Primarily, this repository originates from ad hock scripts in Python, Bash/sh, and R that I designed to accomplish tasks I've encountered during processing, plotting, statistical analysis, clustering/machine learning exploration, and database-facilitated analysis of next-generation sequencing datasets, including:
- ChIP-seq
- RNA-seq
- ChEC-seq
- MNase-seq
- SpLiT-ChEC-seq
- Differential analysis of nucleosome positions
Documentation for all the scripts will be updated (when time allows) to make them more accessible.
SEAPE and SpLiT-ChEC analysis with R (SCAR) are intended to support rigorous, reproducible, well-documented bioinformatics analysis and have been designed to help efficiently complete tasks like exploration of novel datasets for trends/extractable information or assessing relationships within/between datasets and experiment types. Current development is targeted towards:
- Characterizing chromatin organization patterns in SpLiT-ChEC-seq data
- Defining relationships between identifiable features of chromatin organization and various measurable outputs (RNA expression, protein-DNA binding site occupancy, DNA shape, proximity to functional DNA sequence features, ?)

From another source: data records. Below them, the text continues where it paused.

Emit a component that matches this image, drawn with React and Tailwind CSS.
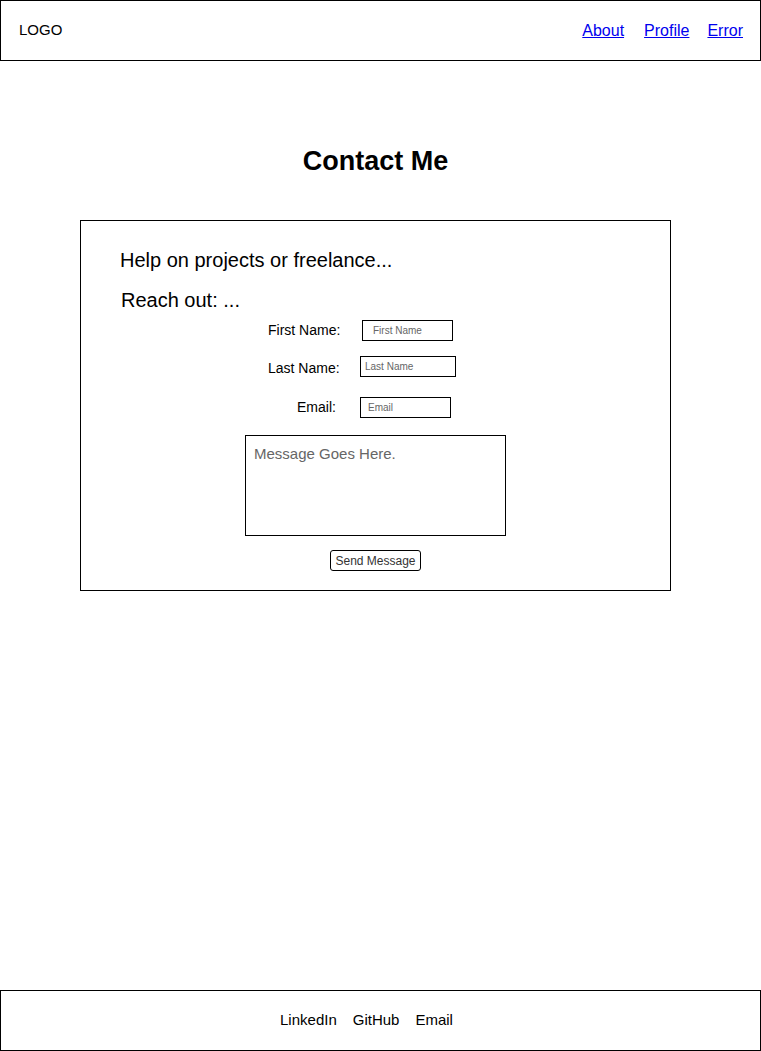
import { useState } from "react";

const NAV = ["About", "Profile", "Error"];
const SOCIALS = ["LinkedIn", "GitHub", "Email"];

function Field({ label, placeholder, labelClass, inputClass, value, onChange }) {
  return (
    <div className="flex items-center">
      <span className={`shrink-0 text-[14px] text-black ${labelClass}`}>{label}</span>
      <input
        value={value}
        onChange={e => onChange(e.target.value)}
        placeholder={placeholder}
        className={`h-[21px] border border-black bg-white text-[10px] text-black outline-none placeholder:text-[#666] ${inputClass}`}
      />
    </div>
  );
}

export default function App() {
  const [form, setForm] = useState({ first: "", last: "", email: "", message: "" });
  const update = key => val => setForm(prev => ({ ...prev, [key]: val }));

  return (
    <div className="flex min-h-screen flex-col bg-white font-['Liberation_Sans',Arial,sans-serif] text-black">
      {/* Header */}
      <header className="flex h-[61px] items-center justify-between border border-black pl-[18px] pr-[17px]">
        <span className="text-[15px]">LOGO</span>
        <nav className="flex items-center gap-[20px] text-[16px]">
          {NAV.map((item, i) => (
            <a
              key={item}
              href="#"
              className={`text-[#0000ee] underline ${i === 2 ? "-ml-[2px]" : ""}`}
            >
              {item}
            </a>
          ))}
        </nav>
      </header>

      {/* Main */}
      <main className="flex-1">
        <h1 className="mt-[84px] pr-[10px] text-center text-[27px] font-bold leading-[32px]">Contact Me</h1>

        <section className="mt-[43px] ml-[80px] h-[371px] w-[591px] border border-black">
          <p className="mt-[27px] ml-[39px] text-[20px] leading-[24px]">Help on projects or freelance...</p>
          <p className="mt-[16px] ml-[40px] text-[20px] leading-[24px]">Reach out: ...</p>

          <div className="ml-[187px] mt-[8px] flex flex-col">
            <Field
              label="First Name:"
              placeholder="First Name"
              labelClass="w-[94px]"
              inputClass="w-[91px] pl-[10px]"
              value={form.first}
              onChange={update("first")}
            />
            <div className="mt-[17px]">
              <Field
                label="Last Name:"
                placeholder="Last Name"
                labelClass="w-[92px]"
                inputClass="w-[96px] pl-[4px] -mt-[4px]"
                value={form.last}
                onChange={update("last")}
              />
            </div>
            <div className="mt-[18px]">
              <Field
                label="Email:"
                placeholder="Email"
                labelClass="w-[92px] pl-[29px]"
                inputClass="w-[91px] pl-[7px]"
                value={form.email}
                onChange={update("email")}
              />
            </div>
          </div>

          <textarea
            value={form.message}
            onChange={e => update("message")(e.target.value)}
            placeholder="Message Goes Here."
            className="ml-[164px] mt-[17px] block h-[101px] w-[261px] resize-none border border-black px-[8px] pt-[8px] text-[15px] leading-[20px] outline-none placeholder:text-[#666]"
          />

          <div className="mt-[14px] flex justify-center">
            <button className="h-[21px] w-[91px] rounded-[3px] border border-black text-[12px] text-[#333]">
              Send Message
            </button>
          </div>
        </section>
      </main>

      {/* Footer */}
      <footer className="flex h-[61px] items-center justify-center border border-black text-[15px]">
        <div className="flex gap-[16px] pr-[28px]">
          {SOCIALS.map(s => (
            <span key={s}>{s}</span>
          ))}
        </div>
      </footer>
    </div>
  );
}
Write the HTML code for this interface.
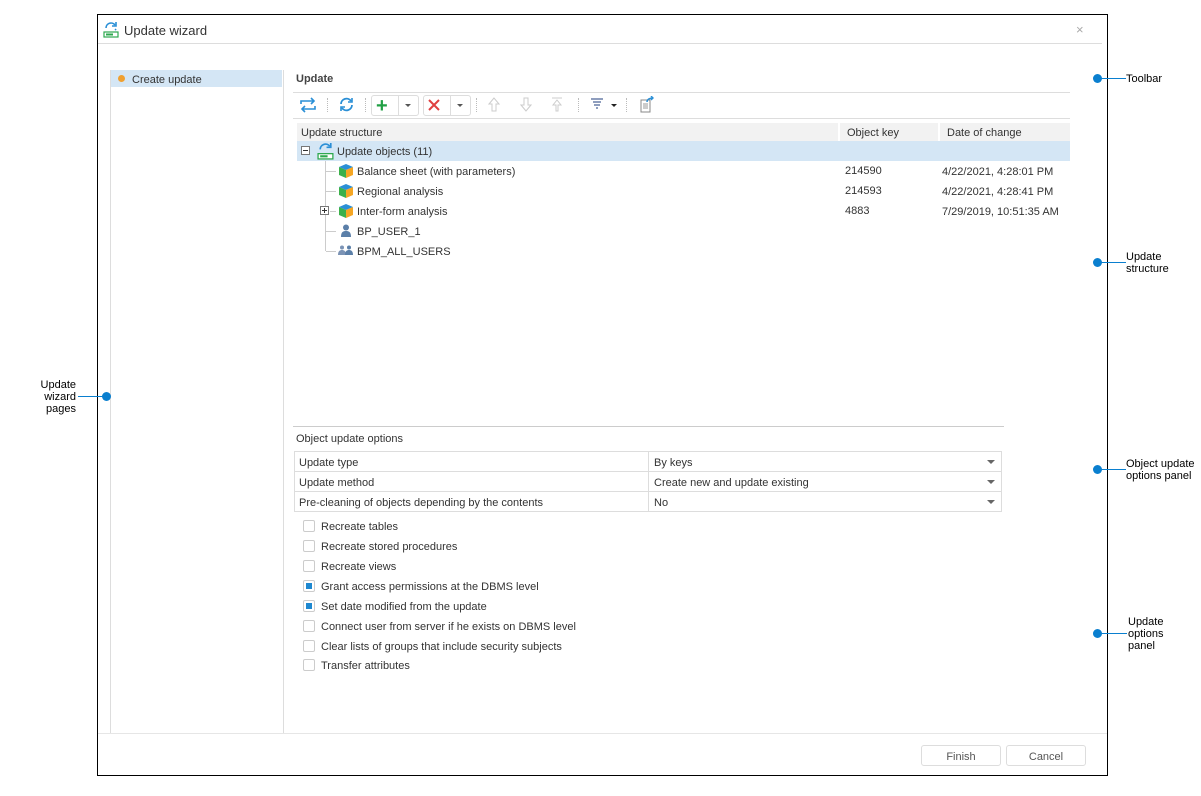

- Relating DNA sequence to protein binding information and chromatin structure using clustering, machine learning and/or deep learning techniques
Ultimately, I hope to apply skills from building SpLiT-ChEC-seq, SCAR, and SEAPE to help design, build, and implement technologies that improve or expand therapeutic and diagnostic tools tackling challenging diseases in modern society.